There have also been many Bloomsday events in Trieste, where the first part of the novel Ulysses was written. In fact, a James Joyce Museum was opened there on Bloomsday 2004.
Since 2005, Bloomsday has been celebrated every year in Genoa, Italy, with a reading of Ulysses (in Italian) by hundreds of volunteers, including students, actors, literary scholars, and professors. Much like the marathon readings in Dublin, the readings in Genoa occur across 18 different places in the town center, one spot for each chapter of the novel, and the reading spots are chosen based on their resemblance to the settings in the novel. For example, chapter 1 is read in a medieval tower, chapter 2 in a classroom of the Faculty of Languages, chapter 3 in a bookshop on the waterfront, chapter 9 in the University Library, and chapter 12 in an old pub.

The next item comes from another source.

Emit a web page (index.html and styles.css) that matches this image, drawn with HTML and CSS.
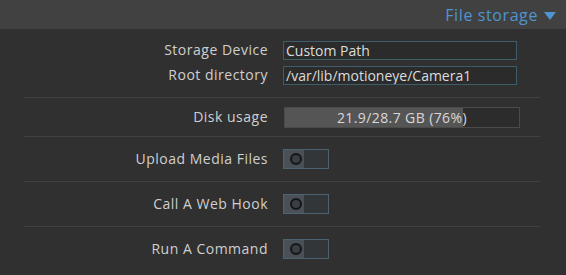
FILE: index.html
```html
<!DOCTYPE html>
<html lang="en">
<head>
    <meta charset="UTF-8">
    <title>File storage</title>
    <link rel="stylesheet" href="styles.css">
</head>
<body>
    <div class="settings-section">
        <div class="section-header">
            <span class="section-title">File storage</span>
            <span class="arrow"></span>
        </div>

        <div class="group">
            <div class="row tight">
                <div class="label">Storage Device</div>
                <div class="control"><input class="text-input" type="text" value="Custom Path"></div>
            </div>
            <div class="row tight">
                <div class="label">Root directory</div>
                <div class="control"><input class="text-input" type="text" value="/var/lib/motioneye/Camera1"></div>
            </div>
        </div>

        <div class="group bordered">
            <div class="row">
                <div class="label">Disk usage</div>
                <div class="control">
                    <div class="progress">
                        <div class="progress-fill" style="width: 76%"></div>
                        <span class="progress-text">21.9/28.7 GB (76%)</span>
                    </div>
                </div>
            </div>
        </div>

        <div class="group bordered switch-row">
            <div class="row">
                <div class="label">Upload Media Files</div>
                <div class="control"><div class="toggle"><span class="knob"></span></div></div>
            </div>
        </div>

        <div class="group bordered switch-row">
            <div class="row">
                <div class="label">Call A Web Hook</div>
                <div class="control"><div class="toggle"><span class="knob"></span></div></div>
            </div>
        </div>

        <div class="group bordered switch-row">
            <div class="row">
                <div class="label">Run A Command</div>
                <div class="control"><div class="toggle"><span class="knob"></span></div></div>
            </div>
        </div>
    </div>
</body>
</html>
```

FILE: styles.css
```css
body {
    margin: 0;
    background-color: #303030;
    font-family: "Open Sans", Lato, sans-serif;
    font-size: 14px;
    letter-spacing: 0.5px;
    color: #cfcfcf;
    width: 566px;
    height: 275px;
    overflow: hidden;
}

.section-header {
    height: 29px;
    background-color: #414141;
    display: flex;
    justify-content: flex-end;
    align-items: center;
    padding-right: 10px;
    gap: 6px;
}

.section-title {
    color: #4f94cf;
    font-size: 16px;
    letter-spacing: 0.6px;
}

.arrow {
    width: 0;
    height: 0;
    border-left: 6px solid transparent;
    border-right: 6px solid transparent;
    border-top: 8px solid #4f94cf;
    margin-top: 2px;
}

.group {
    padding: 11px 0 12px 0;
}

.bordered {
    margin-left: 24px;
    margin-right: 26px;
    border-top: 1px solid #414141;
    padding: 9px 0;
}

.bordered .row {
    margin-left: -24px;
}

.switch-row {
    padding: 12px 0;
}

.row {
    display: grid;
    grid-template-columns: 268px 1fr;
    column-gap: 15px;
    align-items: center;
    height: 20px;
}

.row.tight + .row.tight {
    margin-top: 5px;
}

.label {
    text-align: right;
    line-height: 20px;
    margin-top: -1px;
}

.text-input {
    box-sizing: border-box;
    width: 234px;
    height: 19px;
    margin: 0;
    padding: 0 2px;
    background-color: #2b2b2b;
    border: 1px solid #3d5d6c;
    color: #dcdcdc;
    font-family: inherit;
    font-size: 14px;
    letter-spacing: 0;
    outline: none;
}

.progress {
    box-sizing: border-box;
    position: relative;
    width: 236px;
    height: 21px;
    margin-left: 1px;
    background-color: #2c2c2c;
    border: 1px solid #4a4a4a;
}

.progress-fill {
    height: 100%;
    background-color: #555555;
}

.progress-text {
    position: absolute;
    top: 0;
    left: 0;
    right: 0;
    line-height: 19px;
    text-align: center;
    color: #d8d8d8;
    letter-spacing: 0.4px;
}

.toggle {
    box-sizing: border-box;
    width: 46px;
    height: 20px;
    border: 1px solid #4b6370;
    background: linear-gradient(to right, #4a5057 0, #4a5057 20px, #333638 20px);
    display: flex;
    align-items: center;
    padding-left: 6px;
}

.knob {
    box-sizing: border-box;
    width: 12px;
    height: 12px;
    border-radius: 50%;
    border: 2px solid #151515;
    background-color: #3a3f44;
}
```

This year there’s a new twist on Bloomsday — fans of Twitter can follow along as the Twitterati post the entirety of the 10th chapter of the book, called “Wandering Rocks”, which follows a number of Dubliners as they go about their daily business.
Ulysses is known for its clever use of language, and for having been banned in many countries (including the US) until the early 1930s for “obscenity”.
While fans of Ulysses and followers of Bloomsday may attempt to recreate the day as accurately as possible, including a stop in the afternoon at the Ormond Hotel for an afternoon pint (a spot where Leopold Bloom was tempted by the barmaids in the “Sirens” chapter) an exact recreation is impossible. Bloom’s home at 7 Eccles Street no longer exists, and the red-light district (known as “Nighttown” in Ulysses) where the famous hallucinatory “Circe” chapter takes place, has been demolished, though the streets themselves remain intact.
Bloomsday celebrations also feature lengthy readings of Ulysses, several James Joyce look alike contests, and a good excuse for hoisting a few pints of Guinness. For many people, celebrating Bloomsday with drink and food is much easier (and a lot less time consuming) than trying to work your way through the novel Ulysses itself.